In Orléans, Ont., several local Facebook groups created Shamrock events and promoted the idea on their pages. I spoke to an organizer in one of the groups dedicated to these window walks, which has been growing by the hour. It first started as a shamrock hunt event organized by Amanda Hope, and then Andrea Overhoff volunteered to start the online group to keep things organized.
“The original shamrock event I think was 600 people,” said Overhoff. “People loved it and are excited to participate in future events as it gives them a purpose and something to participate in during these difficult times.”
In Quebec, there are similar events popping up called “le rallye arc-en-ciel” that invite residents to display a rainbow in their window or door.
Just make sure to follow Health Canada guidelines on social distancing during your walk and wave to kids you might see in the windows!
9 more ways to add fun to your walk
Here are some other activities you can try on your neighbourhood walks to keep things interesting and everyone active:
1. Explore the senses
Walking around the block with a toddler can take hours because there’s always something new.
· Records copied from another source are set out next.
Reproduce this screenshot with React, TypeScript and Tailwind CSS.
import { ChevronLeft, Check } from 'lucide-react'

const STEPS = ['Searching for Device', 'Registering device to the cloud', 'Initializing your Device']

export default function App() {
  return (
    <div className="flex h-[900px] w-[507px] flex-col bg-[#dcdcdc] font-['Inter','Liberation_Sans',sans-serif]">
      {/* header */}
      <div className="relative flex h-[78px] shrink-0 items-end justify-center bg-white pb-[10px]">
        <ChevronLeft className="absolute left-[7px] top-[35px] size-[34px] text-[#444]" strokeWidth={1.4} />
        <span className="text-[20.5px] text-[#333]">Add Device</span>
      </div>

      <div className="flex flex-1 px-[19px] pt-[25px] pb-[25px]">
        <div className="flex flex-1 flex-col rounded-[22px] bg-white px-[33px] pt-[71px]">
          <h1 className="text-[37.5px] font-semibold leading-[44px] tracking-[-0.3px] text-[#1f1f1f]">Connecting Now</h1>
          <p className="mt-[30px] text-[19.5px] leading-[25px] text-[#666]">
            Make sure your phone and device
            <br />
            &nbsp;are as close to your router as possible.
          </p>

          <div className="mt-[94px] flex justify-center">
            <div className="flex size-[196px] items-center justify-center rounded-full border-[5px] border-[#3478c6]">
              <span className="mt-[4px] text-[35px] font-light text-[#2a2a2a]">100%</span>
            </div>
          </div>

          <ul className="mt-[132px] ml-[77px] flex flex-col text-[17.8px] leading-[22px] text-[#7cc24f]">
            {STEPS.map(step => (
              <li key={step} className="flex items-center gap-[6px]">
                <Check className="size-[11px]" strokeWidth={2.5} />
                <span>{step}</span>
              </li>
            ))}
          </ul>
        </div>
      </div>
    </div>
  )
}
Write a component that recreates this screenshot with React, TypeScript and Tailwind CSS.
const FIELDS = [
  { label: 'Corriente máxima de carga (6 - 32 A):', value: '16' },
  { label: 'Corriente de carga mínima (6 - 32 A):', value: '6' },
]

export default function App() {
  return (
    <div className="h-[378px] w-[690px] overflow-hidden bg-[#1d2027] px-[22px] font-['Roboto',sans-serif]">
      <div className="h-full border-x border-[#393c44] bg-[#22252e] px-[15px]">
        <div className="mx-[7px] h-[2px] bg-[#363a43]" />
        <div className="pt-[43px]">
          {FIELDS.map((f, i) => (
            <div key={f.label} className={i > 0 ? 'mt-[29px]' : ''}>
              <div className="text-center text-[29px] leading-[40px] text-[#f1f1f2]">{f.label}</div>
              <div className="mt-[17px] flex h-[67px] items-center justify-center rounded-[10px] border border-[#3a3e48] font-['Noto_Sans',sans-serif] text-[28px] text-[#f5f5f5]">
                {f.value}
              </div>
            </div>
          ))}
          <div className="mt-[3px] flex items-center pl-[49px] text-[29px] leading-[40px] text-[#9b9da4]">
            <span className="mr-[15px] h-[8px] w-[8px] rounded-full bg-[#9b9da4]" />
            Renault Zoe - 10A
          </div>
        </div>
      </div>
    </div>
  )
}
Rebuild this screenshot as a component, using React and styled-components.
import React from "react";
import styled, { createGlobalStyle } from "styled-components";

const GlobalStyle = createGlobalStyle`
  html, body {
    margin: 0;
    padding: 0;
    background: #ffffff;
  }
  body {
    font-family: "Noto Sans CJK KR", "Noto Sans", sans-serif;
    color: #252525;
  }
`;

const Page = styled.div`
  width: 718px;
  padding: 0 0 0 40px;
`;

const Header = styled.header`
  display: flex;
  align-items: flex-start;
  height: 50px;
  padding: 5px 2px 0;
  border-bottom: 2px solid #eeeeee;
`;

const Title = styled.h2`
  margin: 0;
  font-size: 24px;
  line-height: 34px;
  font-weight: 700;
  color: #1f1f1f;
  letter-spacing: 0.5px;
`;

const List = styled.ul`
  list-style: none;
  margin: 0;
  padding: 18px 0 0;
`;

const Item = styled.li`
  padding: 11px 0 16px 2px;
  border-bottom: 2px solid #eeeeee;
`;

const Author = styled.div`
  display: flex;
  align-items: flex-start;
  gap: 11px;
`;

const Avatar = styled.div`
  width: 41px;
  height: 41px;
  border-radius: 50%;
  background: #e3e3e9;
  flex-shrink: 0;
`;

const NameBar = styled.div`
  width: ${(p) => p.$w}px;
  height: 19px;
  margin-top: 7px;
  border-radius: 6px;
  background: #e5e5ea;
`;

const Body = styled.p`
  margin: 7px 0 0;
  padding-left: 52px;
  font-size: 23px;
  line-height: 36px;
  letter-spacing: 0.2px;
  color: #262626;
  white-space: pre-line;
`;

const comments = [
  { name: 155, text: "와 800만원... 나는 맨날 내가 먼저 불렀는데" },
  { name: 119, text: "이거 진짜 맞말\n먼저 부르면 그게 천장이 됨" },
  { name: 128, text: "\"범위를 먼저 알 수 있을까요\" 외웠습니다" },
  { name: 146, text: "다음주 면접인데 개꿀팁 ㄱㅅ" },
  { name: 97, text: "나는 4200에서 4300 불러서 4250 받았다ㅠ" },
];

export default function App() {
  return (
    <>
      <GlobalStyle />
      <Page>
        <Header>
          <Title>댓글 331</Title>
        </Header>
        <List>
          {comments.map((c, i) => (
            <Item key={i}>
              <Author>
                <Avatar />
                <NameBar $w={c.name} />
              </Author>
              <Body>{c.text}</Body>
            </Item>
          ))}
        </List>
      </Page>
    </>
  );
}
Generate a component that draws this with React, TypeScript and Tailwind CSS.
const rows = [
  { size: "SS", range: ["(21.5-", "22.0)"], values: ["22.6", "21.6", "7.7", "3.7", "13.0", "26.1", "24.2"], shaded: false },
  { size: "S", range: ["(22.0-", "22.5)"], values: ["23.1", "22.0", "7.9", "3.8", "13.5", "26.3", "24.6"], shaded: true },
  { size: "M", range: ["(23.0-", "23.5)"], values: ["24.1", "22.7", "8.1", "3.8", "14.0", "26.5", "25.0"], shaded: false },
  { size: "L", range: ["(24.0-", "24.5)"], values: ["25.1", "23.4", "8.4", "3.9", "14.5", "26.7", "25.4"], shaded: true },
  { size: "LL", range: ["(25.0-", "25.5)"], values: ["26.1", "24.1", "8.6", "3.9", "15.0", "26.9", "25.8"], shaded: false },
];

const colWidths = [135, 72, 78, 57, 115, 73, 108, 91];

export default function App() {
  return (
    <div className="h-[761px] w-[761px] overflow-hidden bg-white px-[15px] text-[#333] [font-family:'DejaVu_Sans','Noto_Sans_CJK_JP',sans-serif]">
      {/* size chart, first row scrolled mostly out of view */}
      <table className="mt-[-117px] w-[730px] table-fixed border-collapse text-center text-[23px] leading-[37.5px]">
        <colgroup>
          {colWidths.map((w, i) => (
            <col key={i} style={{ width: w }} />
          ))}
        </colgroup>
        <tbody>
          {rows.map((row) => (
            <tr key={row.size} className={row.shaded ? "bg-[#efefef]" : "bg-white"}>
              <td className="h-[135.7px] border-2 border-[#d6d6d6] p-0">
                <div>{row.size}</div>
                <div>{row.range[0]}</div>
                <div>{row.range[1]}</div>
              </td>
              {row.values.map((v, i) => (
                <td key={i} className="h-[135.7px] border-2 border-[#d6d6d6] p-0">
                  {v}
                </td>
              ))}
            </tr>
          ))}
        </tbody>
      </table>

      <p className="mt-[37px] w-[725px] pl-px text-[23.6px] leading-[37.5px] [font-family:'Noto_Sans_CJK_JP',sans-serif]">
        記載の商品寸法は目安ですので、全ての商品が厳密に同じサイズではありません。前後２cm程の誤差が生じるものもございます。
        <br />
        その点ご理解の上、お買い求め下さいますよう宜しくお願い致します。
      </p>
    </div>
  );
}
Explore and talk about different senses as they touch the grass poking through the snow, listen for trains and airplanes, or smell fallen pine needles.
2. Inspect nature
Bring along an inexpensive magnifying glass so kids can peer at a raindrop or inspect insects and nature they might meet. “Hello Mr. Ant!”
3. Take pictures
Give them an old camera or cell phone, or help them use yours to take themed pictures, or just snap ones that interest them. When you get home, you can upload and print them into a storybook.
4. Create a piece of art with nature rubbings
A pocket full of crayons, some paper, the sidewalk, a leaf, or bark. Tada!
5. Turn your ordinary walk into an obstacle course
Leap over the sidewalk cracks. Play follow the leader over a bench. Run a lap around the light pole. Skip to the sidewalk. Red light, stop. Green light, GO!
6. Go on a mission
Print out a neighbourhood scavenger hunt, and let them be detectives of their surroundings. I like these two that combine everyday objects with nature.
7. Use a pedometer
My oldest is mighty competitive, and trying to get more steps than his brother is plenty of motivation to get him moving.
You can also guess how many steps it takes to walk a certain distance or track your steps in a journal and add it up at the end if the week. Bonus math lesson!
8. Get out your inner animals
9. Leave signs of hope
Bring along some chalk and write messages on the sidewalk, draw an uplifting rainbow, or sketch out a hopscotch game. Not only will it be fun for you and your littles, but the next people to come along also get to enjoy the artwork and games!